What needs to be done.
Extract the lines from the start through the line that holds "potřebné absolvovat jednu", both included, omitting all images.

--- Data extract ---

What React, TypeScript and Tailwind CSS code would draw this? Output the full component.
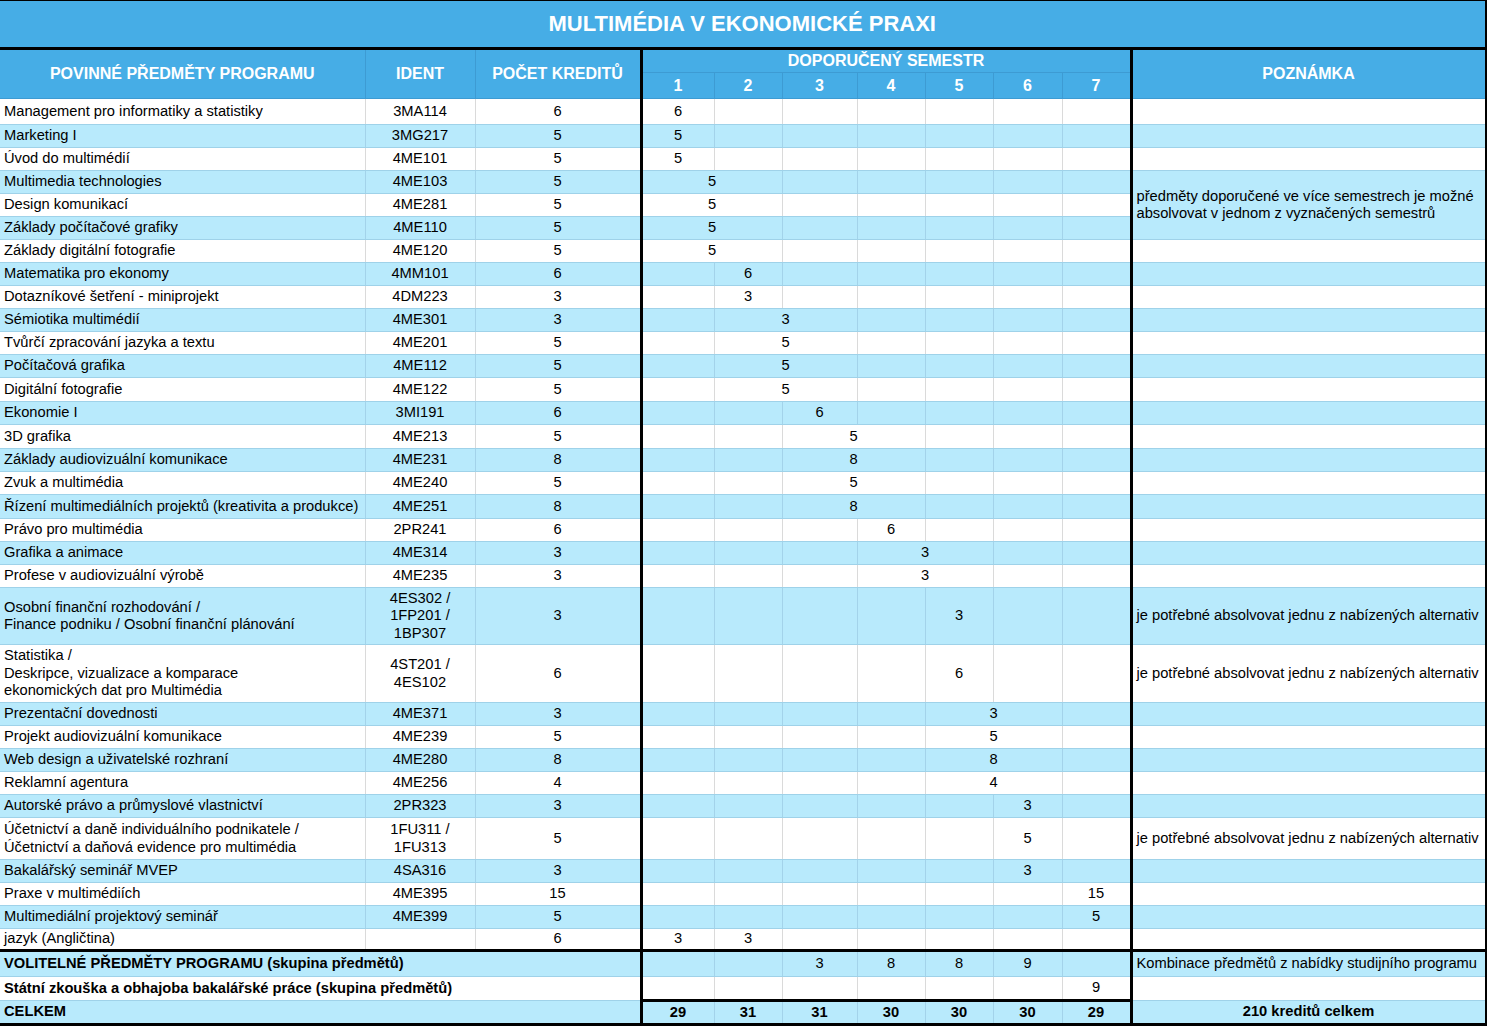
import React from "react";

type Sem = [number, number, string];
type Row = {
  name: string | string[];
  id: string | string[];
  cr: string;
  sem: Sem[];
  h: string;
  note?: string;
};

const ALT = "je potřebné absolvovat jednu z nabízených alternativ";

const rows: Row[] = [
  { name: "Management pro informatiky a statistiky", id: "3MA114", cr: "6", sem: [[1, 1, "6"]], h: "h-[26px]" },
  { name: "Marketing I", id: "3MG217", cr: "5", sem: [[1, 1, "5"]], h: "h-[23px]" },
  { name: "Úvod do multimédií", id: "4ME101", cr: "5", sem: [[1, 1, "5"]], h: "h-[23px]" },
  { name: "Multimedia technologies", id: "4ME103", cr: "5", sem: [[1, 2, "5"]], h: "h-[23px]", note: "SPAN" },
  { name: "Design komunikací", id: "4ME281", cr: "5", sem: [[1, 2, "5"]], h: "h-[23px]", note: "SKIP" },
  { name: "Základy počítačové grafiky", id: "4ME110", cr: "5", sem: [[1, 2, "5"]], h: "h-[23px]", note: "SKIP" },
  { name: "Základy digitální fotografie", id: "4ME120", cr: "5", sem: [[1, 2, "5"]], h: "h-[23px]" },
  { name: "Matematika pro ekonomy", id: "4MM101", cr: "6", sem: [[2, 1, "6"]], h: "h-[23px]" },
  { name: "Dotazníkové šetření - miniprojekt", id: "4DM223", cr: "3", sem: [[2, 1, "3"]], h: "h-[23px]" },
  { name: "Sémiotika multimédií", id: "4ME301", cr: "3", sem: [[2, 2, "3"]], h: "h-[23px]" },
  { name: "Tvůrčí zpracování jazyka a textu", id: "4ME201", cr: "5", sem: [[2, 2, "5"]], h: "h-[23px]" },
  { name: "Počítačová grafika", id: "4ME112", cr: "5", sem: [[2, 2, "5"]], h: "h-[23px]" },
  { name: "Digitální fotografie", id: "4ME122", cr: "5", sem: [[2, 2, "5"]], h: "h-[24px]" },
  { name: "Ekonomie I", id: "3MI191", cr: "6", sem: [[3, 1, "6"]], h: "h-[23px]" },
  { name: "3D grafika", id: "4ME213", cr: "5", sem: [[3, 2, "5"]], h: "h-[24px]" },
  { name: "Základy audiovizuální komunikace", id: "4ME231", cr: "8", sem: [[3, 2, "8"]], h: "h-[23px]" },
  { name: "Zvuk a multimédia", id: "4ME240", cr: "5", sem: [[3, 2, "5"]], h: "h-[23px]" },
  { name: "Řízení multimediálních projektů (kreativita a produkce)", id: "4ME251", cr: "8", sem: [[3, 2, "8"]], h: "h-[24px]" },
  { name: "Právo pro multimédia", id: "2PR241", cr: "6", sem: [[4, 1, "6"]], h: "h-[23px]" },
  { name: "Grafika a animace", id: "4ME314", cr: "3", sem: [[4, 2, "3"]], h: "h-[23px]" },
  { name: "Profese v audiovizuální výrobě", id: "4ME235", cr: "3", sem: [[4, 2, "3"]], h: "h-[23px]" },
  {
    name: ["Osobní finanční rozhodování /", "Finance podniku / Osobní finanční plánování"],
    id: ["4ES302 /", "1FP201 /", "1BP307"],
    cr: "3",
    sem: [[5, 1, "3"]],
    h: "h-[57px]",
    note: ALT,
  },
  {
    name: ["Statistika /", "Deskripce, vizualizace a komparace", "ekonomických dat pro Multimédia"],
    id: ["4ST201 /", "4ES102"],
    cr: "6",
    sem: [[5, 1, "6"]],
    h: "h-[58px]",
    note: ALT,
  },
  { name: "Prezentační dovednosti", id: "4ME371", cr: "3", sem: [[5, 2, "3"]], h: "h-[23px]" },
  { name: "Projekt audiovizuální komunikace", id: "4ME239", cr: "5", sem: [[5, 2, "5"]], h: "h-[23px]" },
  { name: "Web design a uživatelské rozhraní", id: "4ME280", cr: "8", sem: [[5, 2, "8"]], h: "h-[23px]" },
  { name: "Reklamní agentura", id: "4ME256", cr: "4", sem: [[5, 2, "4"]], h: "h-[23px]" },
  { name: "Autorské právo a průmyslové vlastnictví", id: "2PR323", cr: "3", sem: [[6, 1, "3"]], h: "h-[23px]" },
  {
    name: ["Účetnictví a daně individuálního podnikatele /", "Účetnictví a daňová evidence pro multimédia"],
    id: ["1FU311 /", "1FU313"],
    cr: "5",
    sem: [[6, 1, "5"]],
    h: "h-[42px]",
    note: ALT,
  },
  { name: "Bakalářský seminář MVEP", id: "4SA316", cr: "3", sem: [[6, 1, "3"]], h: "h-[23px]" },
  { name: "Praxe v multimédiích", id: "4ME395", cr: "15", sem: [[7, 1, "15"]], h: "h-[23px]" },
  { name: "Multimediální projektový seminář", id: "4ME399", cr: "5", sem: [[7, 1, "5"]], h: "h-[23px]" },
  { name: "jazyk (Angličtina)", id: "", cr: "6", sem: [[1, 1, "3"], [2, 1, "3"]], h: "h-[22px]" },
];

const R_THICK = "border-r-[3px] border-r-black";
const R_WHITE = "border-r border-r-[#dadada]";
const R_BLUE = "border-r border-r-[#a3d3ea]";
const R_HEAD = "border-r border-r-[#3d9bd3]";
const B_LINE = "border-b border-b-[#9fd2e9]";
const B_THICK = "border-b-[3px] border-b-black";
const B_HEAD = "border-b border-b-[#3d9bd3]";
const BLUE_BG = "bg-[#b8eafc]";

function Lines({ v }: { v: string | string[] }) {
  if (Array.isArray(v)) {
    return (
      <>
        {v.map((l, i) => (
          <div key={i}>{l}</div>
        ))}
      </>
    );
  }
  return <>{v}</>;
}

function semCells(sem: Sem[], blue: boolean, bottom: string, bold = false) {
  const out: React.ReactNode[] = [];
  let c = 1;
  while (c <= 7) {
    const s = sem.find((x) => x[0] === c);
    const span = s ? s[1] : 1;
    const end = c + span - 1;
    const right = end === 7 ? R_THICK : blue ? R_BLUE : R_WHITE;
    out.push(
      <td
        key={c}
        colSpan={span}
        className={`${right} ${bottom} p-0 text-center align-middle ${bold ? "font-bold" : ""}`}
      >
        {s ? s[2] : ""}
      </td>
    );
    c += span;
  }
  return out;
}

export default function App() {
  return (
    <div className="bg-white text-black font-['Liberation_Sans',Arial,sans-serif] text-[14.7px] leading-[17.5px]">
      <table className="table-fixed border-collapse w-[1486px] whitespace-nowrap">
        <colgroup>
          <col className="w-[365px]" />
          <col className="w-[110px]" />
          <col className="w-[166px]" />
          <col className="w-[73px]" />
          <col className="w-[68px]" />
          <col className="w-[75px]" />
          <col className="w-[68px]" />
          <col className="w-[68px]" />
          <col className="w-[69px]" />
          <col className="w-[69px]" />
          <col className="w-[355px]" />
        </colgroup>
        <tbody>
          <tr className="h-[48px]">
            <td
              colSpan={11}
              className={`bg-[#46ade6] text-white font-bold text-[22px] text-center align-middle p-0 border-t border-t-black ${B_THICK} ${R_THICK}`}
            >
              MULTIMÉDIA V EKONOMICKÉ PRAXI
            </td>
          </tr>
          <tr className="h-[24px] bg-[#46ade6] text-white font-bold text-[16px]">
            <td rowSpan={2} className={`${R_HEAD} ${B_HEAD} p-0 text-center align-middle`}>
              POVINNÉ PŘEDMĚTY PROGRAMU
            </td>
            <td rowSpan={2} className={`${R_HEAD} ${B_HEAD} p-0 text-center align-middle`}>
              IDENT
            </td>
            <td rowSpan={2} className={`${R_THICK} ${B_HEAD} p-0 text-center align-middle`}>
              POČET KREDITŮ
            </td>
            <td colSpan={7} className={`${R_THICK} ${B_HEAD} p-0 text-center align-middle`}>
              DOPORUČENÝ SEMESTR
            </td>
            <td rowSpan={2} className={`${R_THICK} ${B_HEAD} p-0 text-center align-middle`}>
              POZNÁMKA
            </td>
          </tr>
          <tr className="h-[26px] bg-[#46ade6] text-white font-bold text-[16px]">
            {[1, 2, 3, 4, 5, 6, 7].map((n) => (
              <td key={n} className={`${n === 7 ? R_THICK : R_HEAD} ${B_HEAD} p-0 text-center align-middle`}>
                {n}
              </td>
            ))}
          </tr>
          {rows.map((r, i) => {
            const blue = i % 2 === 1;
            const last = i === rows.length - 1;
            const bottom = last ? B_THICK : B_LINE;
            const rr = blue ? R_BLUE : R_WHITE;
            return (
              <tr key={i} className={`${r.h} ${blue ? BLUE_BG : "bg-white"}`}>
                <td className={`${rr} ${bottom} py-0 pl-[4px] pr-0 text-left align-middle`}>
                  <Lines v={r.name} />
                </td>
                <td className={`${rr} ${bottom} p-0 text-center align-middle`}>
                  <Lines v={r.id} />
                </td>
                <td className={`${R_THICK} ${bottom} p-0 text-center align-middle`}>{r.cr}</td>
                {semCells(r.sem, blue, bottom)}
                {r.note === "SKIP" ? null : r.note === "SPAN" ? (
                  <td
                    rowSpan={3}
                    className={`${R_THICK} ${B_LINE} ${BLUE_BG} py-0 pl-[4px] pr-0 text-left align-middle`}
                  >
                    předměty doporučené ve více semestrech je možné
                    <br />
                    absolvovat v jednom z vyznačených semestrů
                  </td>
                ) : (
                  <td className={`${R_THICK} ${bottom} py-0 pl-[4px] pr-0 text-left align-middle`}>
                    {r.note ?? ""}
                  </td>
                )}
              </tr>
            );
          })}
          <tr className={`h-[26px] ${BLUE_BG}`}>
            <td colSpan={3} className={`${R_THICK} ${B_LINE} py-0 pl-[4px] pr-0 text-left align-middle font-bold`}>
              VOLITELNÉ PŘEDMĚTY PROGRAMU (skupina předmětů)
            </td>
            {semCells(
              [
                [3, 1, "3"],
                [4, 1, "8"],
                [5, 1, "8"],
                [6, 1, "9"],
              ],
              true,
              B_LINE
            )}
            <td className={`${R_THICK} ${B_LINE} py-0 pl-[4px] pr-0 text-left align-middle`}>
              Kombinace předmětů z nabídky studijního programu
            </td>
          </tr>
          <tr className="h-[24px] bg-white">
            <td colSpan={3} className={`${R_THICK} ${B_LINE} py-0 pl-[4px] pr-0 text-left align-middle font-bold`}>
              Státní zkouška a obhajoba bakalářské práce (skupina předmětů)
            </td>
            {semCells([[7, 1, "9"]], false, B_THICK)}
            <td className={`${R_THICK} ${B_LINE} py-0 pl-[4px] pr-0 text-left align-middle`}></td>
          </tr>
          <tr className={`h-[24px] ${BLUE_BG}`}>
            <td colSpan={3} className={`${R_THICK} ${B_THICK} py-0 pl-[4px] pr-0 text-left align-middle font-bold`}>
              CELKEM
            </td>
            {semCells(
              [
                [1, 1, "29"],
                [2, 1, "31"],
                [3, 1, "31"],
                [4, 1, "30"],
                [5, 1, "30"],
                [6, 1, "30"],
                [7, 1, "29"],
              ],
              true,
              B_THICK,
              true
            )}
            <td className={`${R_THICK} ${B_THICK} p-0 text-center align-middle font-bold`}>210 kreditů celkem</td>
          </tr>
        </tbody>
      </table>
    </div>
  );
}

---

Completed exercise.
What React, TypeScript and Tailwind CSS code would draw this? Output the full component.
import React from "react";

type Sem = [number, number, string];
type Row = {
  name: string | string[];
  id: string | string[];
  cr: string;
  sem: Sem[];
  h: string;
  note?: string;
};

const ALT = "je potřebné absolvovat jednu z nabízených alternativ";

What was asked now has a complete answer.